Michael Mann To Direct HBO Max Pilot ‘Tokyo Vice’ | TV News

 

Michael Mann is back. But he’s not back on the silver screen, and he’s technically not even back on TV. Instead, the Heat and Collateral auteur will direct the pilot episode of Tokyo Vice, the crime drama series set for HBO Max.

 

Mann is also executive producing, and may potentially direct further episodes. Ansel Elgort and Ken Watanabe star. The show is based on the nonfiction memoirs of Jake Adelstein, a journalist who embedded himself with the Tokyo Metropolitan Police to sniff out corruption.
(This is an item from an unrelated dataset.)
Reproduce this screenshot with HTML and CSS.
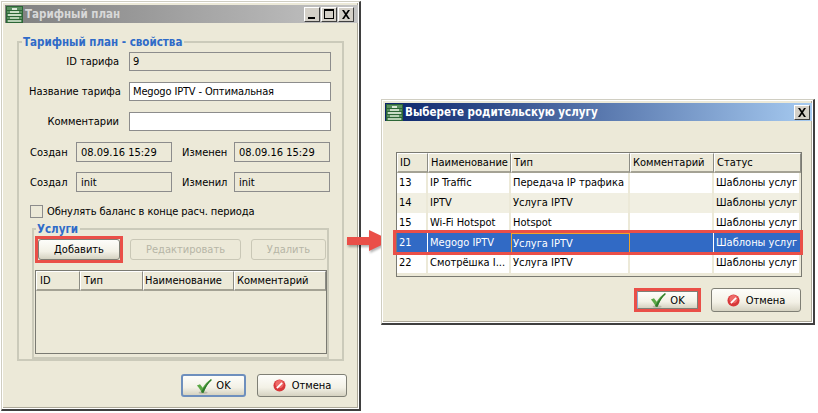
FILE: index.html
```html
<!DOCTYPE html>
<html lang="ru">
<head>
<meta charset="utf-8">
<title>Тарифный план</title>
<link rel="stylesheet" href="styles.css">
</head>
<body>
<svg class="sprites" width="0" height="0" aria-hidden="true">
  <symbol id="logo" viewBox="0 0 17 17">
    <rect width="17" height="17" fill="#2c6636"/>
    <rect x="1" y="1" width="15" height="15" fill="#5a9060"/>
    <rect x="1" y="4" width="15" height="1" fill="#2c6636"/>
    <rect x="1" y="7" width="15" height="1" fill="#2c6636"/>
    <rect x="1" y="10" width="15" height="1" fill="#2c6636"/>
    <rect x="1" y="13" width="15" height="1" fill="#2c6636"/>
    <rect x="6" y="2" width="5" height="2" fill="#dbe8d8"/>
    <rect x="4" y="5" width="9" height="2" fill="#c9dcc6"/>
    <rect x="2" y="8" width="13" height="2" fill="#c9dcc6"/>
    <rect x="4" y="11" width="9" height="2" fill="#b5cfb3"/>
    <rect x="2" y="14" width="13" height="2" fill="#b5cfb3"/>
  </symbol>
  <symbol id="check" viewBox="0 0 18 18">
    <ellipse cx="8" cy="16.5" rx="5" ry="1.2" fill="#b9b7a8"/>
    <path d="M1 8.5 L4.5 7 L7.5 11 C9.5 7.5 13 3.5 17 1 L17.5 2.5 C13.5 6 10.5 11 8.5 16.5 L6.5 16.5 C5 13.5 3 10.5 1 8.5 Z" fill="#5aa845"/>
    <path d="M8.5 16.5 L6.5 16.5 L6 15 C9 10 13 5 17 1 L17.5 2.5 C13.5 6 10.5 11 8.5 16.5 Z" fill="#2f7a2c"/>
  </symbol>
  <symbol id="cancel" viewBox="0 0 14 14">
    <circle cx="7" cy="7" r="6.5" fill="#d8383a"/>
    <circle cx="7" cy="5.5" r="4.5" fill="#ee6a68"/>
    <path d="M3.5 9.2 L9.2 3.5 L10.5 4.8 L4.8 10.5 Z" fill="#fff"/>
  </symbol>
  <symbol id="close" viewBox="0 0 10 9">
    <path d="M1 0 H3 L5 3 L7 0 H9 L6 4.5 L9 9 H7 L5 6 L3 9 H1 L4 4.5 Z" fill="#000"/>
  </symbol>
</svg>

<section class="window main-window">
  <header class="titlebar titlebar-inactive">
    <svg class="logo"><use href="#logo"/></svg>
    <span class="title-text">Тарифный план</span>
    <span class="wbtn"><i class="glyph-min"></i></span>
    <span class="wbtn wbtn-gap"><i class="glyph-max"></i></span>
    <span class="wbtn wbtn-gap"><svg class="glyph-close"><use href="#close"/></svg></span>
  </header>

  <fieldset class="group group-plan">
    <legend>Тарифный план - свойства</legend>

    <div class="row-wide row-id">
      <label class="lbl">ID тарифа</label>
      <div class="field">9</div>
    </div>
    <div class="row-wide">
      <label class="lbl">Название тарифа</label>
      <div class="field field-white">Megogo IPTV - Оптимальная</div>
    </div>
    <div class="row-wide">
      <label class="lbl">Комментарии</label>
      <div class="field field-white"></div>
    </div>

    <div class="row-pair row-created">
      <label class="lbl-first">Создан</label>
      <div class="field">08.09.16 15:29</div>
      <label class="lbl-second">Изменен</label>
      <div class="field">08.09.16 15:29</div>
    </div>
    <div class="row-pair">
      <label class="lbl-first">Создал</label>
      <div class="field">init</div>
      <label class="lbl-second">Изменил</label>
      <div class="field">init</div>
    </div>

    <div class="check-row">
      <span class="checkbox"></span>
      <label>Обнулять баланс в конце расч. периода</label>
    </div>

    <fieldset class="group group-services">
      <legend>Услуги</legend>
      <div class="service-actions">
        <span class="mark"><button class="btn btn-add">Добавить</button></span>
        <button class="btn btn-disabled btn-edit">Редактировать</button>
        <button class="btn btn-disabled btn-del">Удалить</button>
      </div>
      <div class="table-box table-services">
        <table>
          <thead>
            <tr>
              <th class="s-id">ID</th>
              <th class="s-type">Тип</th>
              <th class="s-name">Наименование</th>
              <th class="s-comm">Комментарий</th>
            </tr>
          </thead>
        </table>
      </div>
    </fieldset>
  </fieldset>

  <footer class="actions actions-main">
    <button class="btn btn-ok btn-default"><svg class="ico-check"><use href="#check"/></svg>OK</button>
    <button class="btn btn-cancel-main"><svg class="ico-cancel"><use href="#cancel"/></svg>Отмена</button>
  </footer>
</section>

<svg class="arrow" width="46" height="24" viewBox="0 0 46 24" aria-hidden="true">
  <path d="M1 8 H23 V1 L45 11.5 L23 22 V16 H1 Z" fill="#ea4f48"/>
</svg>

<section class="window child-window">
  <header class="titlebar titlebar-active">
    <svg class="logo"><use href="#logo"/></svg>
    <span class="title-text">Выберете родительскую услугу</span>
    <span class="wbtn"><svg class="glyph-close"><use href="#close"/></svg></span>
  </header>

  <div class="table-box table-parents">
    <table>
      <thead>
        <tr>
          <th class="p-id">ID</th>
          <th class="p-name">Наименование</th>
          <th class="p-type">Тип</th>
          <th class="p-comm">Комментарий</th>
          <th class="p-status">Статус</th>
        </tr>
      </thead>
      <tbody>
        <tr><td>13</td><td>IP Traffic</td><td>Передача IP трафика</td><td></td><td>Шаблоны услуг</td></tr>
        <tr class="alt"><td>14</td><td>IPTV</td><td>Услуга IPTV</td><td></td><td>Шаблоны услуг</td></tr>
        <tr><td>15</td><td>Wi-Fi Hotspot</td><td>Hotspot</td><td></td><td>Шаблоны услуг</td></tr>
        <tr class="selected"><td>21</td><td>Megogo IPTV</td><td class="focus">Услуга IPTV</td><td></td><td>Шаблоны услуг</td></tr>
        <tr><td>22</td><td>Смотрёшка I...</td><td>Услуга IPTV</td><td></td><td>Шаблоны услуг</td></tr>
      </tbody>
    </table>
    <div class="row-mark"></div>
  </div>

  <footer class="actions actions-child">
    <span class="mark"><button class="btn btn-ok-child"><svg class="ico-check"><use href="#check"/></svg>OK</button></span>
    <button class="btn btn-cancel-child"><svg class="ico-cancel"><use href="#cancel"/></svg>Отмена</button>
  </footer>
</section>
</body>
</html>
```

FILE: styles.css
```css
* { box-sizing: border-box; }
html, body { margin: 0; padding: 0; }
body {
  position: relative;
  width: 818px;
  height: 413px;
  overflow: hidden;
  background: #fff;
  font-family: "DejaVu Sans", sans-serif;
  font-stretch: condensed;
  font-size: 11px;
  line-height: 13px;
  color: #000;
}
.sprites { position: absolute; }

/* windows on the desktop */
.window {
  position: absolute;
  background: #ece9d8;
  border: 1px solid #d0cec2;
  border-width: 1px 2px 2px 1px;
  border-right-color: #3f3f3f;
  border-bottom-color: #3f3f3f;
  box-shadow: inset 0 0 0 1px #fff, inset -1px -1px 0 1px #aca899;
  padding: 3px 1px 0 3px;
}
.main-window { left: 1px; top: 1px; width: 360px; height: 410px; }
.child-window { left: 381px; top: 99px; width: 434px; height: 226px; }

.titlebar {
  display: flex;
  align-items: center;
  height: 18px;
  padding-left: 1px;
  padding-right: 2px;
  font-weight: bold;
  font-size: 11.5px;
}
.titlebar-inactive { background: linear-gradient(90deg, #7f7f7f, #c4c4c4); color: #d8d8d8; padding-right: 4px; }
.titlebar-active { background: linear-gradient(90deg, #0a246a, #a6caf0); color: #fff; }
.logo { width: 17px; height: 17px; flex: none; }
.title-text { margin-left: 2px; flex: 1; }

.wbtn {
  display: flex;
  align-items: center;
  justify-content: center;
  width: 16px;
  height: 15px;
  background: #d4d0c8;
  border: 1px solid;
  border-color: #fff #404040 #404040 #fff;
}
.wbtn-gap { margin-left: 1px; }
.glyph-min { width: 7px; height: 2px; background: #000; margin-top: 8px; margin-right: 2px; }
.glyph-max { width: 10px; height: 10px; border: 1px solid #000; border-top-width: 2px; }
.glyph-close { width: 10px; height: 9px; }

/* group boxes */
.group {
  margin: 0;
  padding: 0;
  border: 2px solid #cbcaba;
  min-width: 0;
}
.group legend {
  color: #2f6bc8;
  font-weight: bold;
  font-size: 11.5px;
  line-height: 14px;
  padding: 0 2px 0 1px;
  white-space: nowrap;
}
.group-plan {
  margin: 12px 0 0 12px;
  width: 327px;
  height: 326px;
  padding: 3px 12px 0 10px;
}
.group-plan > legend { margin-left: -7px; }
.group-services {
  width: 297px;
  height: 137px;
  margin: 4px 0 0 3px;
  padding: 0 1px;
}
.group-services > legend { margin-left: 1px; }

/* form rows */
.row-wide {
  display: grid;
  grid-template-columns: 90px 202px;
  column-gap: 10px;
  align-items: center;
  height: 19px;
  margin-top: 11px;
}
.row-id { margin-top: 0; }
.lbl { text-align: right; white-space: nowrap; }
.field {
  height: 19px;
  padding: 2px 3px;
  border: 1px solid #8c8c8c;
  white-space: nowrap;
  overflow: hidden;
}
.field-white { background: #fff; letter-spacing: -.15px; }
.row-pair {
  display: grid;
  grid-template-columns: 47px 96px 62px 96px;
  align-items: center;
  height: 20px;
  margin-top: 10px;
}
.row-created { margin-top: 11px; }
.lbl-first { padding-left: 1px; }
.lbl-second { padding-left: 10px; }
.row-pair .field { height: 20px; padding-top: 3px; padding-left: 4px; }

.check-row {
  display: flex;
  align-items: center;
  margin-top: 13px;
  height: 13px;
  letter-spacing: -.08px;
}
.checkbox {
  width: 13px;
  height: 13px;
  margin: 0 4px 0 1px;
  border: 1px solid #8c8c8c;
}

/* buttons */
.btn {
  display: inline-flex;
  align-items: center;
  justify-content: center;
  height: 21px;
  padding: 0;
  font: inherit;
  font-stretch: condensed;
  color: #000;
  border: 1px solid #7f7f75;
  border-radius: 3px;
  background: linear-gradient(180deg, #fdfdfa 0%, #f3f1e6 60%, #d5d2c1 100%);
}
.btn-disabled {
  color: #b6b5a6;
  background: #ece9d8;
  border-color: #c9c7b6;
}
.mark {
  display: inline-flex;
  border: 3px solid #ea4f48;
}
.service-actions {
  display: flex;
  align-items: flex-start;
  gap: 10px;
  height: 27px;
}
.btn-add { width: 82px; }
.mark + .btn-edit { margin: 3px 0 0 -3px; width: 111px; }
.btn-del { width: 75px; margin-top: 3px; }
.actions { display: flex; }
.actions-main { margin: 13px 0 0 176px; gap: 11px; }
.actions-child { margin: 11px 0 0 249px; gap: 10px; }
.btn-ok { width: 65px; height: 23px; }
.btn-default { border-color: #6e8fbd; border-width: 2px; }
.btn-cancel-main { width: 90px; height: 23px; }
.btn-ok-child { width: 61px; height: 18px; border-radius: 0; border-left-color: #8fa8d0; }
.btn-cancel-child { width: 90px; height: 24px; }
.ico-check { width: 16px; height: 16px; margin-right: 4px; }
.ico-cancel { width: 13px; height: 13px; margin-right: 6px; }

/* tables */
.table-box {
  position: relative;
  border: 1px solid #7a7a72;
  background: #ece9d8;
}
.table-services { margin-top: 7px; width: 292px; height: 84px; }
.table-parents { margin: 31px 0 0 11px; width: 406px; height: 125px; }
table { border-collapse: separate; border-spacing: 0; table-layout: fixed; width: 100%; }
th {
  height: 20px;
  padding: 0 2px;
  text-align: left;
  font-weight: normal;
  background: #ece9d8;
  border-top: 1px solid #fff;
  border-left: 1px solid #fff;
  border-right: 1px solid #8c8c84;
  border-bottom: 2px solid #a4a294;
  white-space: nowrap;
  overflow: hidden;
}
td {
  height: 20px;
  padding: 0 2px 2px;
  background: #fff;
  border-right: 2px solid #ece9d8;
  white-space: nowrap;
  overflow: hidden;
}
.alt td { background: #f1efe2; }
.selected td { background: #316ac5; color: #fff; border-right-color: #316ac5; }
.selected td:first-child { border-right: 1px solid #fff; }
.selected td:nth-child(4) { border-right: 1px solid #fff; }
.selected td.focus { border: 1px solid #f0a328; padding: 0 1px; }
.row-mark {
  position: absolute;
  left: -4px;
  top: 77px;
  width: 410px;
  height: 25px;
  border: 3px solid #ea4f48;
}
.s-id { width: 44px; padding-left: 3px; }
.s-type { width: 63px; padding-left: 3px; }
.s-name { width: 91px; padding-left: 1px; }
.s-comm { width: 92px; }
.p-id { width: 31px; }
.p-name { width: 83px; }
.p-type { width: 119px; }
.p-comm { width: 84px; }
.p-status { width: 87px; }

.arrow { position: absolute; left: 346px; top: 229px; filter: drop-shadow(1px 2px 1px rgba(0,0,0,.3)); }
```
Tony Award-winning playwright J.T. Rogers has adapted Adelstein’s book.

 

This is great news for Mann fans who worried they’d seen the last of him. He hasn’t directed a film since 2015’s Blackhat, and subsequent projects have fallen through. His Ferrari movie was usurped by James Mangold‘s Ford v. Ferrari, and his last foray into TV, the short-lived Luck, was cancelled midway through production on the second season.

 

Mann was the mastermind behind Miami Vice, a show that changed TV and defines the 80s. He then went on to make several gritty crime thrillers such as the aforementioned Heat. But his movies often required big budgets and huge movie stars. As the movie star faded and bigger budgets were left for franchises, it seemed like Mann would fall by the wayside.

 

That may still be the case cinematically, unfortunately, but hopefully his work here can be a springboard to another film. Other similar directors from his era have had the same issues. David Fincher looked like he’d have to make World War Z 2 to make another movie before Netflix greenlit his passion project, Mank. And David Lynch had to go back and revive Twin Peaks to make another project.

 

Expect Tokyo Vice to be even more highly anticipated now. It begins filming in February.